Es sintomático que la organización que mata porque supuestamente no se reconoce a Euskal Herria el "derecho democrático" a decidir su futuro rehúse ella misma someterse a la prueba de tal derecho. Porque si cabe hacer cábalas sobre cuántos vascos refrendarían la decisión que ETA enmascara como derecho (la independencia), pese a que todas las encuestas coinciden en que sería un 30%-35% de la población, es un dato incuestionable que más del 90% rechaza la violencia que practica.

Encerrada en su burbuja, la izquierda abertzale cree todavía que el mundo gira a su alrededor y el autobús de la autonomía que se puso en marcha en 1979 puede volver al punto de partida. Sin embargo, hace ya bastante tiempo que la sociedad vasca se autodeterminó respecto de ETA y de su teología del terror rebozada de victimismo. No es que le deje indiferente el que cometa atentados o se dé una tregua. No. Lo que sucede es que, por lo menos desde la frustración de Lizarra, ya no está dispuesta a sacrificar a los terroristas ninguna decisión por el hecho de que maten o prometan dejar de hacerlo. Las treguas y los procesos son como los antibióticos: su eficacia se reduce con el mal uso, y a la tercera dejan de surtir efectos y crean resistencias.
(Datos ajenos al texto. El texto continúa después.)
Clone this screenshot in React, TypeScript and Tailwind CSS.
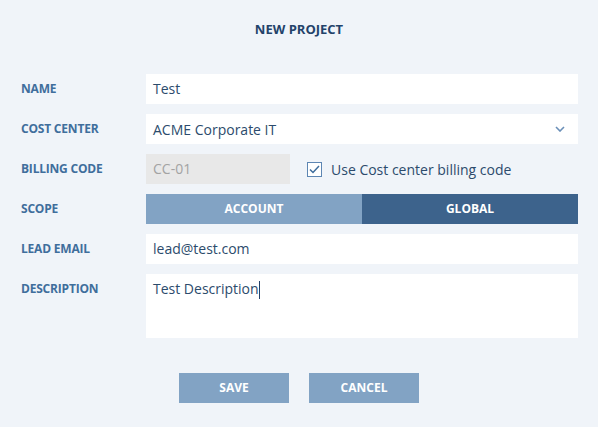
import { useState } from 'react'

function Label({ children }: { children: React.ReactNode }) {
  return (
    <div className="w-[125px] shrink-0 text-[12px] font-bold tracking-[-0.2px] text-[#3f6e9c] leading-[30px]">
      {children}
    </div>
  )
}

export default function App() {
  const [scope, setScope] = useState<'account' | 'global'>('global')
  const [useCc, setUseCc] = useState(true)

  return (
    <div className="min-h-screen w-full bg-[#f0f4f9] font-['Open_Sans',sans-serif] text-[#2c4b6c]">
      <h1 className="pt-[20px] h-[74px] text-center text-[13px] font-bold text-[#23426a]">NEW PROJECT</h1>

      <div className="flex flex-col gap-[10px] pl-[21px] pr-[20px]">
        <div className="flex">
          <Label>NAME</Label>
          <div className="flex-1 h-[30px] bg-white px-[7px] text-[14px] leading-[30px]">Test</div>
        </div>

        <div className="flex">
          <Label>COST CENTER</Label>
          <div className="flex-1 h-[30px] bg-white pl-[7px] pr-[13px] flex items-center justify-between text-[14px]">
            <span>ACME Corporate IT</span>
            <svg width="10" height="6" viewBox="0 0 10 6" fill="none">
              <path d="M1 1l4 4 4-4" stroke="#6a8fb8" strokeWidth="1.6" />
            </svg>
          </div>
        </div>

        <div className="flex items-center">
          <Label>BILLING CODE</Label>
          <div className="w-[144px] h-[30px] bg-[#e8e8e8] px-[7px] text-[14px] leading-[30px] text-[#a3a3a3]">CC-01</div>
          <button
            className="ml-[17px] flex items-center gap-[9px] text-[14px] text-[#2c4b6c]"
            onClick={() => setUseCc(!useCc)}
          >
            <span className="w-[15px] h-[15px] border-[1.5px] border-[#5d86b3] bg-white flex items-center justify-center">
              {useCc && (
                <svg width="11" height="9" viewBox="0 0 11 9" fill="none">
                  <path d="M1 4.5l3 3L10 1" stroke="#3d6c9c" strokeWidth="1.5" />
                </svg>
              )}
            </span>
            Use Cost center billing code
          </button>
        </div>

        <div className="flex">
          <Label>SCOPE</Label>
          <div className="flex-1 h-[30px] flex text-[12px] font-bold text-white">
            <button
              className={`flex-1 ${scope === 'account' ? 'bg-[#3d638c]' : 'bg-[#82a3c4]'}`}
              onClick={() => setScope('account')}
            >
              ACCOUNT
            </button>
            <button
              className={`flex-1 ${scope === 'global' ? 'bg-[#3d638c]' : 'bg-[#82a3c4]'}`}
              onClick={() => setScope('global')}
            >
              GLOBAL
            </button>
          </div>
        </div>

        <div className="flex">
          <Label>LEAD EMAIL</Label>
          <div className="flex-1 h-[30px] bg-white px-[7px] text-[14px] leading-[30px]">lead@test.com</div>
        </div>

        <div className="flex">
          <Label>DESCRIPTION</Label>
          <div className="flex-1 h-[64px] bg-white px-[7px] text-[14px] leading-[30px]">
            Test Description<span className="inline-block w-px h-[18px] bg-[#23426a] align-middle"></span>
          </div>
        </div>
      </div>

      <div className="flex justify-center gap-[20px] mt-[35px]">
        <button className="w-[110px] h-[30px] bg-[#82a3c4] text-white text-[12px] font-bold">SAVE</button>
        <button className="w-[110px] h-[30px] bg-[#82a3c4] text-white text-[12px] font-bold">CANCEL</button>
      </div>
    </div>
  )
}
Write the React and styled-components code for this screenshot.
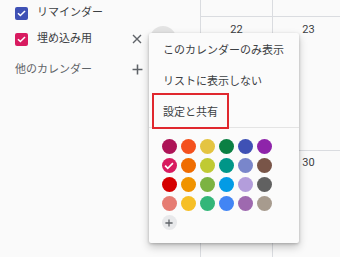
import React from "react";
import styled, { createGlobalStyle } from "styled-components";

const Global = createGlobalStyle`
  html, body { margin: 0; padding: 0; background: #fafafa; }
  body { font-family: Roboto, "Noto Sans CJK JP", sans-serif; color: #3c4043; }
  *, *::before, *::after { box-sizing: border-box; }
`;

const Page = styled.div`
  position: relative;
  display: flex;
  width: 340px;
  height: 257px;
  overflow: hidden;
  background: #fafafa;
`;

const Sidebar = styled.div`
  width: 200px;
  flex: none;
  display: flex;
  flex-direction: column;
`;

const CalRow = styled.div`
  display: flex;
  align-items: center;
  height: 26px;
  padding-left: 15px;
`;

const SectionRow = styled.div`
  display: flex;
  align-items: center;
  height: 35px;
  padding-left: 15px;
`;

const Check = styled.span`
  width: 13px;
  height: 13px;
  border-radius: 2px;
  background: ${(p) => p.$color};
  display: flex;
  align-items: center;
  justify-content: center;
  flex: none;
  margin-right: 9px;
`;

const Label = styled.span`
  font-size: 11px;
  color: #3c4043;
  width: ${(p) => p.$w || 90}px;
  flex: none;
  white-space: nowrap;
  line-height: 14px;
`;

const SectionLabel = styled(Label)`
  color: #5f6368;
`;

const IconSlot = styled.span`
  width: 20px;
  height: 20px;
  display: flex;
  align-items: center;
  justify-content: center;
  flex: none;
`;

const MoreButton = styled.span`
  width: 26px;
  height: 26px;
  border-radius: 50%;
  margin-left: 2.5px;
  background: ${(p) => (p.$active ? "#e3e3e3" : "transparent")};
  flex: none;
`;

const Grid = styled.div`
  flex: 1;
  display: grid;
  grid-template-columns: 72px 72px;
  grid-template-rows: 17px 134px 1fr;
`;

const Cell = styled.div`
  border-left: 1px solid #dadce0;
  border-bottom: ${(p) => (p.$last ? "none" : "1px solid #dadce0")};
  display: flex;
  justify-content: center;
  padding-top: ${(p) => p.$pt || 6}px;
`;

const DayNum = styled.span`
  font-family: Roboto, sans-serif;
  font-size: 11px;
  line-height: 12px;
  color: #3c4043;
`;

const Menu = styled.div`
  position: absolute;
  left: 149px;
  top: 33px;
  width: 150px;
  background: #fbfbfb;
  border-radius: 2px;
  box-shadow: 0 4px 8px rgba(0, 0, 0, 0.22), 0 1px 3px rgba(0, 0, 0, 0.2);
  display: flex;
  flex-direction: column;
`;

const MenuItem = styled.div`
  position: relative;
  height: 31px;
  display: flex;
  align-items: center;
  padding-left: 14px;
  font-size: 11px;
  color: #3c4043;
  white-space: nowrap;
  ${(p) =>
    p.$highlight &&
    `
    &::after {
      content: "";
      position: absolute;
      left: 3px;
      top: -2px;
      width: 77px;
      height: 36px;
      border: 2px solid #e0282e;
    }
  `}
`;

const Divider = styled.div`
  height: 1px;
  margin-top: 1px;
  background: #e4e4e4;
`;

const Palette = styled.div`
  padding: 11px 12px 13px 12.5px;
  display: grid;
  grid-template-columns: repeat(6, 15px);
  grid-auto-rows: 15px;
  gap: 4px;
`;

const Swatch = styled.span`
  width: 15px;
  height: 15px;
  border-radius: 50%;
  background: ${(p) => p.$color};
  display: flex;
  align-items: center;
  justify-content: center;
`;

const AddSwatch = styled(Swatch)`
  background: #e8e9eb;
`;

const palette = [
  "#ad1457", "#f4511e", "#e4c441", "#0b8043", "#3f51b5", "#8e24aa",
  "#d81b60", "#ef6c00", "#c0ca33", "#009688", "#7986cb", "#795548",
  "#d50000", "#f09300", "#7cb342", "#039be5", "#b39ddb", "#616161",
  "#e67c73", "#f6bf26", "#33b679", "#4285f4", "#9e69af", "#a79b8e",
];

const CheckMark = ({ size = 9 }) => (
  <svg width={size} height={size} viewBox="0 0 24 24">
    <path d="M4 12.5l5 5L20 6.5" fill="none" stroke="#fff" strokeWidth="4" strokeLinecap="square" />
  </svg>
);

const CloseIcon = () => (
  <svg width="10" height="10" viewBox="0 0 10 10">
    <path d="M1 1L9 9M9 1L1 9" stroke="#5f6368" strokeWidth="1.4" />
  </svg>
);

const PlusIcon = ({ size = 11, color = "#5f6368", w = 1.4 }) => (
  <svg width={size} height={size} viewBox="0 0 10 10">
    <path d="M5 0.5V9.5M0.5 5H9.5" stroke={color} strokeWidth={w} />
  </svg>
);

export default function App() {
  return (
    <Page>
      <Global />
      <Sidebar>
        <CalRow>
          <Check $color="#3f51b5"><CheckMark /></Check>
          <Label>リマインダー</Label>
        </CalRow>
        <CalRow>
          <Check $color="#d81b60"><CheckMark /></Check>
          <Label>埋め込み用</Label>
          <IconSlot><CloseIcon /></IconSlot>
          <MoreButton $active />
        </CalRow>
        <SectionRow>
          <SectionLabel $w={112}>他のカレンダー</SectionLabel>
          <IconSlot><PlusIcon /></IconSlot>
        </SectionRow>
      </Sidebar>
      <Grid>
        <Cell />
        <Cell />
        <Cell $pt={7}><DayNum>22</DayNum></Cell>
        <Cell $pt={7}><DayNum>23</DayNum></Cell>
        <Cell $last $pt={6}><DayNum>29</DayNum></Cell>
        <Cell $last $pt={6}><DayNum>30</DayNum></Cell>
      </Grid>
      <Menu>
        <MenuItem>このカレンダーのみ表示</MenuItem>
        <MenuItem>リストに表示しない</MenuItem>
        <MenuItem $highlight>設定と共有</MenuItem>
        <Divider />
        <Palette>
          {palette.map((c, i) => (
            <Swatch key={c} $color={c}>{i === 6 && <CheckMark size={10} />}</Swatch>
          ))}
          <AddSwatch><PlusIcon size={8} color="#5f6368" w={1.6} /></AddSwatch>
        </Palette>
      </Menu>
    </Page>
  );
}
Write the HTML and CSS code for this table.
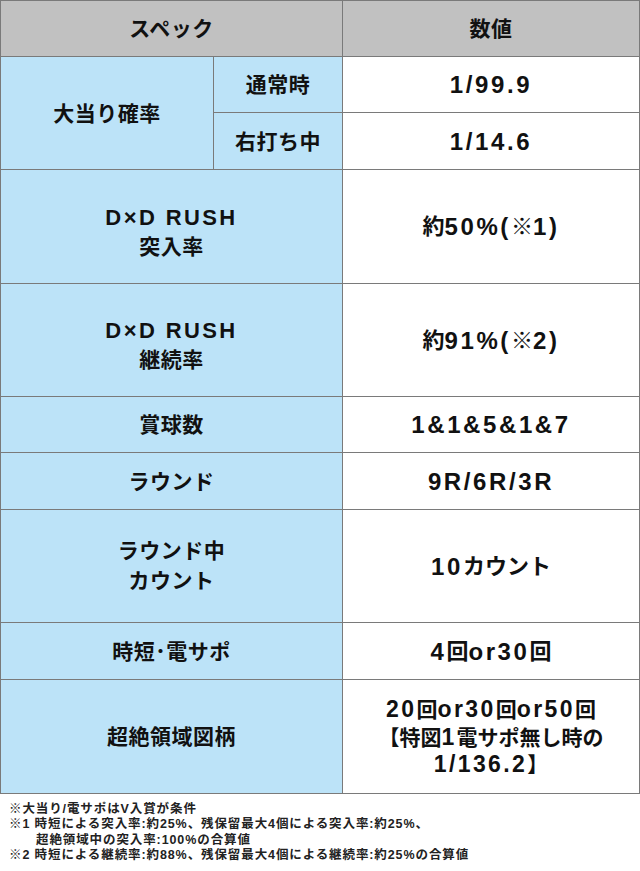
FILE: index.html
```html
<!DOCTYPE html>
<html lang="ja">
<head>
<meta charset="utf-8">
<link rel="stylesheet" href="styles.css">
</head>
<body>
<div class="spec">
  <div class="cell head span2 h56">スペック</div>
  <div class="cell head h56">数値</div>

  <div class="cell key rows2">大当り確率</div>
  <div class="cell key h56">通常時</div>
  <div class="cell val h56"><span class="en">1/99.9</span></div>
  <div class="cell key h57">右打ち中</div>
  <div class="cell val h57"><span class="en">1/14.6</span></div>

  <div class="cell key span2 h114 low"><span class="two"><span class="enk">D×D RUSH</span><br>突入率</span></div>
  <div class="cell val h114">約<span class="en">50%(</span>※<span class="en">1)</span></div>

  <div class="cell key span2 h113 low"><span class="two"><span class="enk">D×D RUSH</span><br>継続率</span></div>
  <div class="cell val h113">約<span class="en">91%(</span>※<span class="en">2)</span></div>

  <div class="cell key span2 h56">賞球数</div>
  <div class="cell val h56"><span class="en">1&amp;1&amp;5&amp;1&amp;7</span></div>

  <div class="cell key span2 h57">ラウンド</div>
  <div class="cell val h57"><span class="en">9R/6R/3R</span></div>

  <div class="cell key span2 h113"><span class="two tall">ラウンド中<br>カウント</span></div>
  <div class="cell val h113"><span class="en">10</span>カウント</div>

  <div class="cell key span2 h57">時短･電サポ</div>
  <div class="cell val h57"><span class="en">4</span>回<span class="en">or30</span>回</div>

  <div class="cell key span2 h114">超絶領域図柄</div>
  <div class="cell val h114 three"><span class="two"><span class="en">20</span>回<span class="en">or30</span>回<span class="en">or50</span>回<br>【特図<span class="en">1</span>電サポ無し時の<br><span class="en">1/136.2</span>】</span></div>
</div>
<div class="notes">
  <p>※大当り/電サポはV入賞が条件</p>
  <p>※1 時短による突入率:約25%、残保留最大4個による突入率:約25%、</p>
  <p class="indent">超絶領域中の突入率:100%の合算値</p>
  <p>※2 時短による継続率:約88%、残保留最大4個による継続率:約25%の合算値</p>
</div>
</body>
</html>
```

FILE: styles.css
```css
html, body {
  margin: 0;
  padding: 0;
  background: #ffffff;
}

body {
  width: 640px;
  font-family: "Liberation Sans", "Noto Sans CJK JP", sans-serif;
  font-weight: bold;
  color: #111111;
}

.spec {
  display: grid;
  grid-template-columns: 213px 129px 297px;
  border-top: 1px solid #7a7a7a;
  border-left: 1px solid #7a7a7a;
  width: 639px;
}

.cell {
  box-sizing: border-box;
  border-right: 1px solid #7a7a7a;
  border-bottom: 1px solid #7a7a7a;
  display: flex;
  align-items: center;
  justify-content: center;
  text-align: center;
  font-size: 21px;
  line-height: 27px;
  letter-spacing: 0.5px;
}

.head {
  background: #c1c1c1;
}

.key {
  background: #bce3f8;
}

.val {
  background: #ffffff;
  font-size: 22px;
  letter-spacing: 0;
}

.en {
  font-size: 24px;
  letter-spacing: 2.6px;
}

.enk {
  font-size: 22px;
  letter-spacing: 2.4px;
}

.span2 {
  grid-column: span 2;
}

.rows2 {
  grid-row: span 2;
}

.h56 { height: 56px; }
.h57 { height: 57px; }
.h113 { height: 113px; }
.h114 { height: 114px; }

.two {
  display: block;
}

.low {
  padding-top: 10px;
  line-height: 29px;
}

.tall {
  line-height: 30px;
}

.three {
  font-size: 21px;
  line-height: 26.5px;
  padding-top: 2px;
}

.three .en {
  font-size: 23px;
  letter-spacing: 2.4px;
}

.notes {
  padding: 8px 0 0 9px;
  font-size: 12.5px;
  line-height: 15.3px;
  letter-spacing: 0.9px;
  color: #222222;
}

.notes p {
  margin: 0;
  white-space: nowrap;
}

.notes .indent {
  padding-left: 27px;
}
```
El hastiado distanciamiento de la Euskal Herria realmente existente respecto a ETA era ya abismal antes del martes y va a incrementarse con este nuevo desengaño.

Al haber quemado sus últimos gramos de credibilidad, los terroristas se autocondenan a la condición de una suerte de garrapata patriótica. Un parásito que se alimenta de su huésped y le incomoda, pero que a lo máximo que puede aspirar es a ser soportado por éste mientras no logre quitárselo de encima. Triste destino para un autoproclamado movimiento de liberación nacional.